Tuesday September 02, 2014

SIAST delivers programming to meet industry needs


As a polytechnic, SIAST aligns programs and research activities with industry needs. That means the depth of programming – whether it's apprenticeship training, certificates, diplomas or degrees – prepares graduates to contribute from Day 1 on the job. SIAST's applied research partnerships with employers, focused on seeking solutions to real-world challenges, draws on faculty expertise and helps students hone their critical-thinking skills.

SIAST president and CEO, Dr. Larry Rosia notes that curriculum is developed with employer input to ensure students acquire a relevant education to equip them with marketable skills.

"By working closely with employers, we design programs to fit their needs and to help them capture new opportunities in Saskatchewan's evolving economy," says Dr. Rosia.

In recent years, that approach has led to the development of such programs as the Mining Engineering Technology diploma and the Business Insurance diploma.

SIAST has been involved with degree programming for more than a decade, but always through partnerships with other institutions. The Bachelor of Psychiatric Nursing program, launched in September, is the first degree offered solely by SIAST.

"Graduates of the program will help this province address meeting the needs of an increasingly complex health system," says Dr. Netha Dyck, SIAST's dean of Nursing.

SIAST will consider more degrees in the future, focusing on areas of industry where an increased level of applied learning is needed in industry. Dr. Rosia identifies construction management as a possibility.

"A program in this field would respond to the leadership gap that's emerging as seasoned supervisors enter retirement," Dr. Rosia says.

That same keen focus on opportunity and need drives applied research. Recent and upcoming applied research projects, for instance, include a software solution for managing building energy efficiency, a gas station remediation project with Federated Co-op and the University of Saskatchewan, and contamination prevention in the brewery process.

"Everything we do is driven by meeting the needs of two key stakeholder groups: students and employers," Dr. Rosia says. "It's a proven formula for advancing economic development, thereby supporting the Saskatchewan Plan for Growth."

SIAST currently serves more than 26,000 distinct students through campuses in Moose Jaw, Prince Albert, Regina and Saskatoon, and through its extensive network of delivering distance education opportunities.

In 2013, SIAST was formally accepted as a member of Polytechnics Canada, which includes some of the country's largest technical institutes. Legislation has been introduced to recognize SIAST as Saskatchewan's polytechnic.

SIAST transfer credits

 - “We know individuals are looking for hands-on 
learning...” -

“We know individuals are looking for hands-on learning...”

Programs offered by Saskatchewan's polytechnic, SIAST, focus on real-world learning opportunities for jobs, building on an individual's prior learning achievements.

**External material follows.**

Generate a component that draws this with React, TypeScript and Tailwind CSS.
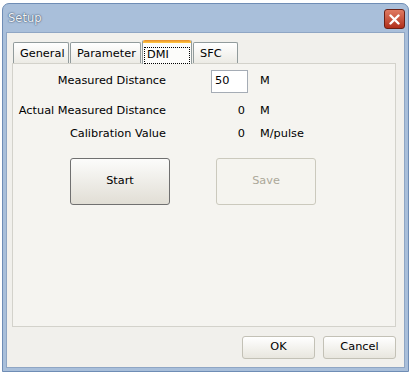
import React from 'react';

const font = "font-['DejaVu_Sans',sans-serif]";

function Tab({ label, width, active }: { label: string; width: string; active?: boolean }) {
  if (active) {
    return (
      <div
        className={`relative z-10 -mb-px ml-[1px] flex h-[24px] ${width} flex-col rounded-t-[2px] border-x border-[#919b9c] bg-[#fcfcfa]`}
      >
        <div className="h-[3px] rounded-t-[2px] bg-linear-to-b from-[#e68b2c] to-[#ffc73c]" />
        <div className="mx-[1px] mt-[4px] flex-1 border border-dotted border-black pl-[2px] leading-[13px]">
          {label}
        </div>
      </div>
    );
  }
  return (
    <div
      className={`ml-[1px] flex h-[21px] ${width} items-center rounded-t-[2px] border-x border-t border-[#919b9c] bg-linear-to-b from-white to-[#ecebe5] pl-[6px] pt-[2px]`}
    >
      {label}
    </div>
  );
}

export default function App() {
  return (
    <div className={`h-[375px] w-[412px] bg-white pl-[2px] pt-[3px] text-[11.3px] text-black ${font}`}>
      <div className="flex h-[369px] w-[407px] flex-col rounded-t-[7px] border border-[#6f8db5] bg-[#a9bfda]">
        {/* title bar */}
        <div className="flex h-[28px] items-center pl-[5px] pr-[3px]">
          <span className="mt-[2px] text-[11.5px] text-[#eef2f7] [text-shadow:0_0_2px_#3f526c,0_0_1px_#3f526c]">
            Setup
          </span>
          <button className="ml-auto mt-[2px] flex h-[20px] w-[21px] items-center justify-center rounded-[3px] border border-[#6b2015] bg-linear-to-b from-[#e07a62] to-[#b02e1a]">
            <svg width="11" height="11" viewBox="0 0 11 11">
              <path d="M1.5 1.5 L9.5 9.5 M9.5 1.5 L1.5 9.5" stroke="white" strokeWidth="2.4" strokeLinecap="round" />
            </svg>
          </button>
        </div>

        {/* client */}
        <div className="mx-[3px] mb-[3px] flex flex-1 flex-col border border-[#8fa6c4] bg-[#f1f0ec] pl-[5px] pr-[8px] pt-[8px]">
          <div className="flex h-[22px] items-end">
            <Tab label="General" width="w-[56px]" />
            <Tab label="Parameter" width="w-[71px]" />
            <Tab label="DMI" width="w-[50px]" active />
            <Tab label="SFC" width="w-[45px]" />
          </div>

          <div className="h-[264px] border border-[#d3d2cb] bg-[#f5f4f0] pt-[6px]">
            <div className="grid grid-cols-[153px_45px_37px_12px_1fr] items-center">
              <div className="text-right">Measured Distance</div>
              <div />
              <div className="flex h-[23px] items-center border border-[#a5acb5] bg-white pl-[3px]">50</div>
              <div />
              <div>M</div>

              <div className="mt-[10px] h-[16px] text-right leading-[16px]">Actual Measured Distance</div>
              <div />
              <div className="mt-[10px] pr-[3px] text-right">0</div>
              <div />
              <div className="mt-[10px]">M</div>

              <div className="mt-[6px] h-[16px] text-right leading-[16px]">Calibration Value</div>
              <div />
              <div className="mt-[6px] pr-[3px] text-right">0</div>
              <div />
              <div className="mt-[6px]">M/pulse</div>
            </div>

            <div className="mt-[15px] flex pl-[57px]">
              <button className="flex h-[47px] w-[100px] items-center justify-center rounded-[3px] border border-[#707070] bg-linear-to-b from-[#fcfcfb] to-[#e1ded5]">
                Start
              </button>
              <button className="ml-[46px] flex h-[47px] w-[100px] items-center justify-center rounded-[3px] border border-[#cbc9bd] bg-[#f5f4ef] text-[#aca899]">
                Save
              </button>
            </div>
          </div>

          <div className="mt-[9px] flex justify-end">
            <button className="flex h-[23px] w-[73px] items-center justify-center rounded-[3px] border border-[#c3c1b6] bg-linear-to-b from-white to-[#e8e6de]">
              OK
            </button>
            <button className="ml-[8px] flex h-[23px] w-[73px] items-center justify-center rounded-[3px] border border-[#c3c1b6] bg-linear-to-b from-white to-[#e8e6de]">
              Cancel
            </button>
          </div>
        </div>
      </div>
    </div>
  );
}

SIAST president and CEO Dr. Larry Rosia says that's a successful combination, describing the SIAST "advantage" as a significant one to meet this province's educational and workforce needs.

"We know individuals are looking for hands-on learning, small class sizes and job ready skills," says Dr. Rosia. "SIAST delivers a full range of programming. Whether it's apprenticeship training, certificates, diplomas and degrees, curriculum is developed with employer input to ensure students acquire a relevant education that equips them with marketable skills."

A number of agreements are in place that enables grads to seek transfer credit between post-secondary institutions.

Roan Cooney experienced that flexibility first-hand. As a high school graduate from Saskatoon, he entered SIAST's Computer Systems Technology (CST) program after he heard its graduates were job-ready.

"This was definitely because of the hands-on approach that SIAST takes," says Roan.

Following graduation from SIAST, he decided to complement his diploma with a computer science degree from university. With transfer agreements between SIAST and universities, that meant he needed only two years of further courses to complete his degree.

Dr. Rosia says pairing a SIAST diploma with a university degree provides a grad with the benefits of technical education and the advanced theory required for career advancement in the most economical amount of time possible.

"We want it to be easy for students to move between institutions without repeating course material they have already covered," he says.

Roan notes the benefits, saying a diploma and a degree contribute favourably to one's resume.

Students also have the option of applying for credit for prior learning; that is, for knowledge gained in a non-academic setting. They can seek academic credit for the knowledge they obtained through life and work experiences, reducing the time investment required to achieve a credential.

SIAST delivers a full suite of programming, including apprenticeship training, certificates, diplomas and degrees. Curriculum is developed with employer input to ensure students acquire a relevant education that equips them with marketable skills.

Currently SIAST offers 150 programs to choose from. The institution gets top marks from both employers and grads: 98% of employers surveyed say they'd hire a SIAST grad again, and 97% of grads rates programs as good to excellent.